**REQUIREMENT:**
Write out every line below that includes the word "styles".

-- start of DATA --

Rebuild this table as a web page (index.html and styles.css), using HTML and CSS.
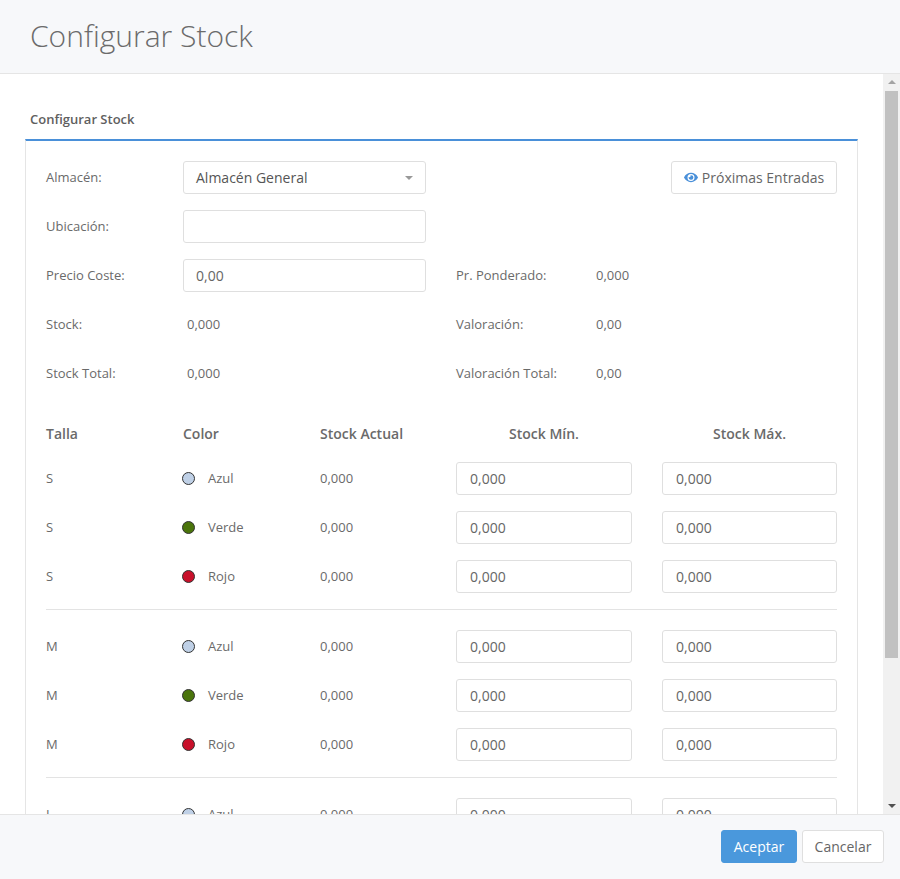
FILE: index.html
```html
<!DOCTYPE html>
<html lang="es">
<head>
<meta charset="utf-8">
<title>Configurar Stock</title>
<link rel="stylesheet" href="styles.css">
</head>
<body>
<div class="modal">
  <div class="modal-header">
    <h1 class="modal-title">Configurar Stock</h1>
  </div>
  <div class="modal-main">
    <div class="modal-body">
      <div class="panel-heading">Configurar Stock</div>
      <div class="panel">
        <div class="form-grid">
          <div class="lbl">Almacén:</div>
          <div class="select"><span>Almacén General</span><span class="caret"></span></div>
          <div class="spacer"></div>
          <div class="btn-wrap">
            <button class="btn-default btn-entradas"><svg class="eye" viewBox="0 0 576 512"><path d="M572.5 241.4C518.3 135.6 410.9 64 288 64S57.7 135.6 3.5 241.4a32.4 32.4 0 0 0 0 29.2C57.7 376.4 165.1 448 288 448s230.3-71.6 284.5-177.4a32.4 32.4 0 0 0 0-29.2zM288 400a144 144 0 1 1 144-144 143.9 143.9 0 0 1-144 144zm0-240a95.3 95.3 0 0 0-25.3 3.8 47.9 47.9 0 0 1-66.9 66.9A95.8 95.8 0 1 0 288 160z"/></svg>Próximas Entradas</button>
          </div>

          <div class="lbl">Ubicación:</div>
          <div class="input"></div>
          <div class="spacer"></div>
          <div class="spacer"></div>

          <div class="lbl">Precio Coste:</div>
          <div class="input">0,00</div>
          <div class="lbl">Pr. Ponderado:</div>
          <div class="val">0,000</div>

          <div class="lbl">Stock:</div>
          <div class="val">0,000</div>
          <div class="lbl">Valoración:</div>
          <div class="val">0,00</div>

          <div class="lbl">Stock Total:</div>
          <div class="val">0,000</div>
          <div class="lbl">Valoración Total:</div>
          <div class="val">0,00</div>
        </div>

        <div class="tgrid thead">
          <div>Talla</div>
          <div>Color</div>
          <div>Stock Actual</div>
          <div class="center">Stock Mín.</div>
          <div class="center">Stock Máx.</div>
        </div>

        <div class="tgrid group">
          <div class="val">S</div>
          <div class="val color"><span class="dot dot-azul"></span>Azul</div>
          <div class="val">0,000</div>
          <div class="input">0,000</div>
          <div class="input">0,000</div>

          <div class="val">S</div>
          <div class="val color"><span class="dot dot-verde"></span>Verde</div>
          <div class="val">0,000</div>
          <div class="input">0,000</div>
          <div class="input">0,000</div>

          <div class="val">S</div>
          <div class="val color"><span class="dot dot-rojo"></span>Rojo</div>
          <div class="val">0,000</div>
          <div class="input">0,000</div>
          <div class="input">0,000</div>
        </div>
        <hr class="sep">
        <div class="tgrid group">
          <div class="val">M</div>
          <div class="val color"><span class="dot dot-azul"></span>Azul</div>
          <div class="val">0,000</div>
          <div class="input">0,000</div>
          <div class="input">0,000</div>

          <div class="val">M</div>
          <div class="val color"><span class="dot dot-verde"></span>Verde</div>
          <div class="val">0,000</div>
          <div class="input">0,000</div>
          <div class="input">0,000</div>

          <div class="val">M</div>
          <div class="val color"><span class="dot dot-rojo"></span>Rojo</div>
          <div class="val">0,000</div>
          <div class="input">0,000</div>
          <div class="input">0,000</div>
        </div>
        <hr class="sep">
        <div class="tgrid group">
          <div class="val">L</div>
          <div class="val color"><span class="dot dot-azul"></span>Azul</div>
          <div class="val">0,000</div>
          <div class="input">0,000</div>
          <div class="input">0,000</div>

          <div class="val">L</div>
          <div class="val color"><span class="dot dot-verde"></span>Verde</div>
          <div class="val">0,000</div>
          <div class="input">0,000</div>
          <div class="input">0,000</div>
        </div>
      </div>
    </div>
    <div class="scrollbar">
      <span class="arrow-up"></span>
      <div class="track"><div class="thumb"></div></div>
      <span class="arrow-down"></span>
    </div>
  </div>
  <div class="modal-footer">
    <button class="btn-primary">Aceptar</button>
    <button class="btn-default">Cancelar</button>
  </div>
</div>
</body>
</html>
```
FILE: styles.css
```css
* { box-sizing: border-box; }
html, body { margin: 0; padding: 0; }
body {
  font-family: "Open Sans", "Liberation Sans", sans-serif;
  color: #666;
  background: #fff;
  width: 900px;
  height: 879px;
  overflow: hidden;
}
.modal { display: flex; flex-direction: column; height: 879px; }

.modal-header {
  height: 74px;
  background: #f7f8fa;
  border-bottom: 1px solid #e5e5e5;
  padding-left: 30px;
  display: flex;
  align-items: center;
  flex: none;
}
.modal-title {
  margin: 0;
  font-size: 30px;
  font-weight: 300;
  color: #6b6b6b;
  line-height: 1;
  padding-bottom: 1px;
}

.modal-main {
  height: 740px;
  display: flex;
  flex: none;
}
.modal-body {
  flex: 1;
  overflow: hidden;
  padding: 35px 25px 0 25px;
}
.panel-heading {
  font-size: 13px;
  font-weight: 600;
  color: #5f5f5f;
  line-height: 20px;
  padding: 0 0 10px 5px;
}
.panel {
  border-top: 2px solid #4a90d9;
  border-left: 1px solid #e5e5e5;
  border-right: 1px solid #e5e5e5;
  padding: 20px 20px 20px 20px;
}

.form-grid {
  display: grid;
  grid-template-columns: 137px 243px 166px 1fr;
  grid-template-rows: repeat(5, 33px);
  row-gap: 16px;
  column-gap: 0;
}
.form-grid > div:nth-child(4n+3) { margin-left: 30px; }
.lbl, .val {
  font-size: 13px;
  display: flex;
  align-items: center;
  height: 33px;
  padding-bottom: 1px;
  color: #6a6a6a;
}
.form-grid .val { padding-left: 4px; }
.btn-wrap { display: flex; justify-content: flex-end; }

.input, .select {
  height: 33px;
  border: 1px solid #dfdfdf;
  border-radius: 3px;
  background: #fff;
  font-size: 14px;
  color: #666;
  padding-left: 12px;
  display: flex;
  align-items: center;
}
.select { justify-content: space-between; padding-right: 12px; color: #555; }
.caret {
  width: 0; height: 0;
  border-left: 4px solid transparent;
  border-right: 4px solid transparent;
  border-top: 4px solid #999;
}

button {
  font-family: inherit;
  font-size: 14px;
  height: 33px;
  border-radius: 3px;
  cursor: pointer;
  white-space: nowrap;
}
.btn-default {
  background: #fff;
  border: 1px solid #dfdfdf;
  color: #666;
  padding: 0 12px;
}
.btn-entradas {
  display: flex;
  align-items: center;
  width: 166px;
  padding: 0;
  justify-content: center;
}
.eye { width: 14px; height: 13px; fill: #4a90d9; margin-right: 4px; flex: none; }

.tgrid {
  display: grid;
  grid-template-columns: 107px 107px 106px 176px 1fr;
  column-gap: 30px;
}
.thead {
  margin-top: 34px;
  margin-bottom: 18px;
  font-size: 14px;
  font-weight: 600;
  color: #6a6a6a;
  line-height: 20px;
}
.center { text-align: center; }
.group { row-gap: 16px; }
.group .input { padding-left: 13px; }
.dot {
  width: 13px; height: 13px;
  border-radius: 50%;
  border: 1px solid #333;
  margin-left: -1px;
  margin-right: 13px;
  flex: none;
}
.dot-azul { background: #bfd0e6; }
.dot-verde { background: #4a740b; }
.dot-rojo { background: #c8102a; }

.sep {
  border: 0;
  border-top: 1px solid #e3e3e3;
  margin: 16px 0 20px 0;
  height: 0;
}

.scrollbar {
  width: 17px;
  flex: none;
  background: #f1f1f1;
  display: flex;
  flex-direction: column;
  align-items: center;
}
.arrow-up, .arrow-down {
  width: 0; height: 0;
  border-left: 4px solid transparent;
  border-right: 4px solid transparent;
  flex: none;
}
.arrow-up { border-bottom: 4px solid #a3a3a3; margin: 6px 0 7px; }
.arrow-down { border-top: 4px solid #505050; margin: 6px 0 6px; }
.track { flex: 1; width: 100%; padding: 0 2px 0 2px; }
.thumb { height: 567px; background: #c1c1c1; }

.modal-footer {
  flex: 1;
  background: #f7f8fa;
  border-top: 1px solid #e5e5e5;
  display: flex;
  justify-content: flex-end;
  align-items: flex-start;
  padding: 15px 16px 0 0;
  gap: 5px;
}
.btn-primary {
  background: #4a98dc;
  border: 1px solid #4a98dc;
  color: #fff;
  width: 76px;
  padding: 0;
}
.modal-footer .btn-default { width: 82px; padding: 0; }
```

-- end of DATA --

**SOLUTION FOR THIS EXERCISE:**
Rebuild this table as a web page (index.html and styles.css), using HTML and CSS.
<link rel="stylesheet" href="styles.css">
FILE: styles.css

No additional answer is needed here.